An older Koh obsessively remembers that summer from his past, “where his heart lies.” It’s the place where he learned who he was and who he wasn’t; what he wanted and what he would never have. He arrives at his own conclusion, but we see ours.

Discovering Mio was at least as invalidating to Koh as it was validating. She forces him to confront how the idea of who he is is different from who he really is. She forces him to understand that there is an unbridgeable distance between the ideal and the self. This time in his life is likely the most terrible thing that ever happened to Koh and the best, all at once. This is what it feels like to learn who we are; this is what it feels like to fall in love.

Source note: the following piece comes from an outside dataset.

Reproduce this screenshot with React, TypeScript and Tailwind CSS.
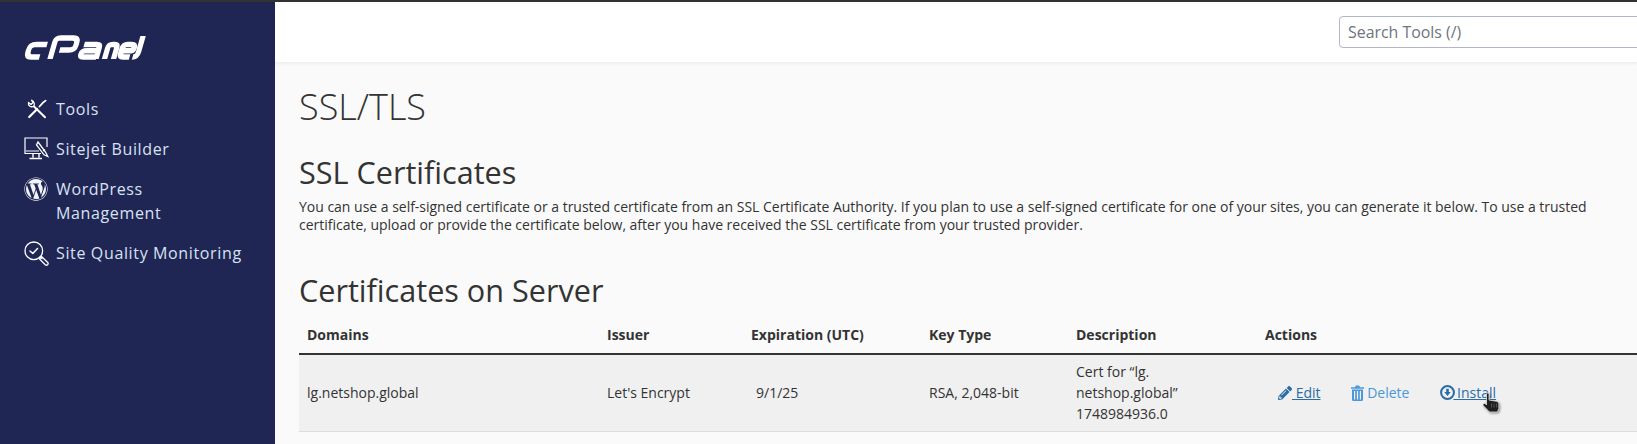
import React from "react";
import { FaWordpress, FaPencilAlt } from "react-icons/fa";

const Logo = () => (
  <svg width="122" height="26" viewBox="0 0 122 26" role="img" aria-label="cPanel" className="overflow-visible">
    <g transform="matrix(1,0,-0.287,1,6.9,0)" fill="none" stroke="#ffffff" strokeWidth={5.4} strokeLinecap="butt" strokeLinejoin="round">
      <path d="M19 9.5 H7.5 Q2 9.5 2 15 V17 Q2 22 7 22 H15" />
      <path d="M26 24 V7 Q26 3 30 3 H43 Q48 3 48 8 V10.5 Q48 15 43 15 H33" />
      <path d="M56 9.5 H68 Q72 9.5 72 13 V24 M72 15.8 H60 Q55.5 15.8 55.5 19 Q55.5 22 59 22 H72" />
      <path d="M80.5 24 V13 Q80.5 9.5 84 9.5 H86 Q89.5 9.5 89.5 13 V24" />
      <path d="M96 15.8 H105 Q107 15.8 107 13.5 Q107 9.5 103 9.5 H99 Q95 9.5 95 14 V18 Q95 22 99 22 H105" />
      <path d="M112.5 1 V17 Q112.5 22 108 22" />
    </g>
  </svg>
);
const Tools = () => (
  <svg width="20" height="20" viewBox="0 0 20 20" fill="none" stroke="#fff" strokeLinecap="round" strokeLinejoin="round">
    <path d="M7 7.5 L18 18.2" strokeWidth="2" />
    <path d="M1.5 3.5 C0.8 6.5 3.5 8.6 6.6 7.4 C8 6 7.6 2.6 4.6 1.2 L6 3.6 L4 5.4 Z" strokeWidth="1.3" />
    <path d="M18.6 1.6 L16.5 3.2 L12.5 7.5" strokeWidth="1.8" />
    <path d="M10.2 10 L2.2 18" strokeWidth="2.2" />
  </svg>
);
const Monitor = () => (
  <svg width="25" height="24" viewBox="0 0 25 24" fill="none" stroke="#fff" strokeWidth="1.2">
    <path d="M17 16.5 H1 V1 H23 V10" />
    <path d="M1 14 H15" strokeWidth="1.5" stroke="#aeb4cb" />
    <path d="M9 17 V20.5 M15 17 V20.5 M5.5 21.5 H18" strokeWidth="1.4" />
    <path d="M14 5 L21.5 15 L23.8 19.5 L20 17.8 L12.5 8 Z" fill="#1f2654" strokeWidth="1.3" />
    <path d="M19 14 L21 12.5" />
  </svg>
);
const QualityIcon = () => (
  <svg width="25" height="25" viewBox="0 0 25 25" fill="none" stroke="#fff" strokeWidth="1.3" strokeLinecap="round" strokeLinejoin="round">
    <circle cx="9.8" cy="9.8" r="8.8" />
    <path d="M6 10 L8.8 12.5 L13.5 7.5" strokeWidth="1.5" />
    <path d="M16 16 L18 17.5" />
    <path d="M17.5 15.5 L24 21.8 C24.5 23.5 23 24.8 21.5 24 L15.5 18 Z" />
  </svg>
);
const Trash = () => (
  <svg width="13" height="16" viewBox="0 0 13 16" fill="#4d97d8">
    <path d="M0 2.2 H4 L4.8 0.5 H8.2 L9 2.2 H13 V3.8 H0 Z" />
    <path fillRule="evenodd" d="M1 4.6 H12 V14.5 C12 15.3 11.5 16 10.7 16 H2.3 C1.5 16 1 15.3 1 14.5 Z M3 6 V14.6 H4.2 V6 Z M5.9 6 V14.6 H7.1 V6 Z M8.8 6 V14.6 H10 V6 Z" />
  </svg>
);
const Download = () => (
  <svg width="15" height="15" viewBox="0 0 14 14">
    <circle cx="7" cy="7" r="6" fill="none" stroke="#2a6da6" strokeWidth="1.9" />
    <path d="M5.8 3.4 H8.2 V6.6 H10 L7 10.2 L4 6.6 H5.8 Z" fill="#2a6da6" />
  </svg>
);
const Cursor = () => (
  <svg width="18" height="21" viewBox="0 0 18 21" className="absolute left-[1482px] top-[392px] drop-shadow-[1px_1px_1px_rgba(0,0,0,0.45)]">
    <path d="M4.5 2 C4.5 0.5 7 0.5 7 2 V8 L14.5 9.3 C16 9.7 16.8 11 16.8 12.5 V16.5 L15.5 20 H7.5 L1.2 13.5 C0.4 12 2.3 10.7 3.4 11.8 L4.5 13 Z" fill="#1f1f1f" stroke="#f4f4f4" strokeWidth="0.7" />
    <path d="M9.5 11.5 V15.5 M12 11.5 V15.5 M14.5 11.5 V15.5" stroke="#777" strokeWidth="0.6" />
  </svg>
);

const Nav = ({ icon, children, className = "" }: { icon: React.ReactNode; children: React.ReactNode; className?: string }) => (
  <div className={`flex items-start ${className}`}>
    <span className="flex w-[32px] shrink-0 justify-start">{icon}</span>
    <span>{children}</span>
  </div>
);

export default function App() {
  return (
    <div className="relative h-[444px] w-[1637px] overflow-hidden bg-[#fafafa] font-['Open_Sans',sans-serif] text-[#333333]">
      <div className="h-[2px] bg-[#333333]" />
      <div className="flex h-[442px]">
        <aside className="w-[275px] shrink-0 bg-[#1f2654] pl-[24px] text-[16px] leading-[24px] tracking-[0.64px] text-[#d9e1f2]">
          <div className="mt-[33px] h-[26px]"><Logo /></div>
          <nav className="mt-[36px] flex flex-col">
            <Nav icon={<span className="ml-[3px] mt-[2px]"><Tools /></span>}>Tools</Nav>
            <Nav className="mt-[16px]" icon={<Monitor />}>Sitejet Builder</Nav>
            <Nav className="mt-[16px]" icon={<FaWordpress size={24} color="#f2f4fa" />}>WordPress<br />Management</Nav>
            <Nav className="mt-[16px]" icon={<QualityIcon />}>Site Quality Monitoring</Nav>
          </nav>
        </aside>
        <main className="min-w-0 flex-1">
          <header className="flex h-[60px] items-start justify-end bg-white pt-[14px] shadow-[0_1px_4px_rgba(0,0,0,0.08)]">
            <div className="h-[32px] w-[320px] shrink-0 translate-x-[22px] rounded-[4px] border border-[#b3b6c9] bg-white pl-[8px] text-[15.9px] leading-[31px] text-[#6c757d]">Search Tools (/)</div>
          </header>
          <div className="pl-[24px]">
            <h1 className="mt-[21px] text-[36px] font-light leading-[48px] text-[#333333]">SSL/TLS</h1>
            <h2 className="mt-[21px] text-[30.6px] font-medium leading-[40px]">SSL Certificates</h2>
            <p className="mt-[6px] w-[1320px] text-[14px] leading-[18px] tracking-[-0.015px]">You can use a self-signed certificate or a trusted certificate from an SSL Certificate Authority. If you plan to use a self-signed certificate for one of your sites, you can generate it below. To use a trusted certificate, upload or provide the certificate below, after you have received the SSL certificate from your trusted provider.</p>
            <h2 className="mt-[36px] text-[30.6px] font-medium leading-[40px]">Certificates on Server</h2>
            <table className="mt-[5px] w-[1338px] table-fixed border-collapse text-[14px] leading-[21px]">
              <thead>
                <tr className="border-b-2 border-[#333333] text-left font-bold">
                  <th className="h-[39px] w-[300px] pl-[8px] align-middle">Domains</th>
                  <th className="w-[144px] pl-[8px]">Issuer</th>
                  <th className="w-[178px] pl-[8px]">Expiration (UTC)</th>
                  <th className="w-[147px] pl-[8px]">Key Type</th>
                  <th className="w-[189px] pl-[8px]">Description</th>
                  <th className="pl-[8px]">Actions</th>
                </tr>
              </thead>
              <tbody>
                <tr className="border-b border-[#dddddd] bg-[#f0f0f0]">
                  <td className="h-[77px] pl-[8px]">lg.netshop.global</td>
                  <td className="pl-[8px]">Let's Encrypt</td>
                  <td className="pl-[13px]">9/1/25</td>
                  <td className="pl-[8px]">RSA, 2,048-bit</td>
                  <td className="pl-[8px] pr-[10px]">Cert for “lg.<br />netshop.global”<br />1748984936.0</td>
                  <td className="pl-[21px]">
                    <div className="flex items-center">
                      <a className="flex items-center text-[#2a6da6] underline"><FaPencilAlt size={14} color="#2a6da6" /><span>&nbsp;Edit</span></a>
                      <a className="ml-[30px] flex items-center text-[#4d97d8]"><Trash /><span>&nbsp;Delete</span></a>
                      <a className="ml-[31px] flex items-center text-[#2a6da6] underline"><Download /><span className="-ml-[2px]">&nbsp;Install</span></a>
                    </div>
                  </td>
                </tr>
              </tbody>
            </table>
          </div>
        </main>
      </div>
      <Cursor />
    </div>
  );
}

Maybe love teaches us what we aren’t as much as it teaches us what we are. Maybe we have to learn what we can never have to learn what we want to spend our lives pursuing. Maybe there will always be a difference between the stories we tell ourselves and the reality of our lives. And maybe the truth of who we want to be and how we should be lies somewhere in the space between—where black-and-white meets color. 

In His Motorbike, Her Island, as in life, love is the great clarifier, where story meets life, and past meets present meets future. We become all we are in love, because we learn what it truly means to be alive—to remember and pursue and come up short and try again, again, always toward what we want to be or what we should be, even if only for a fleeting moment, a summer or a song or a motorbike ride.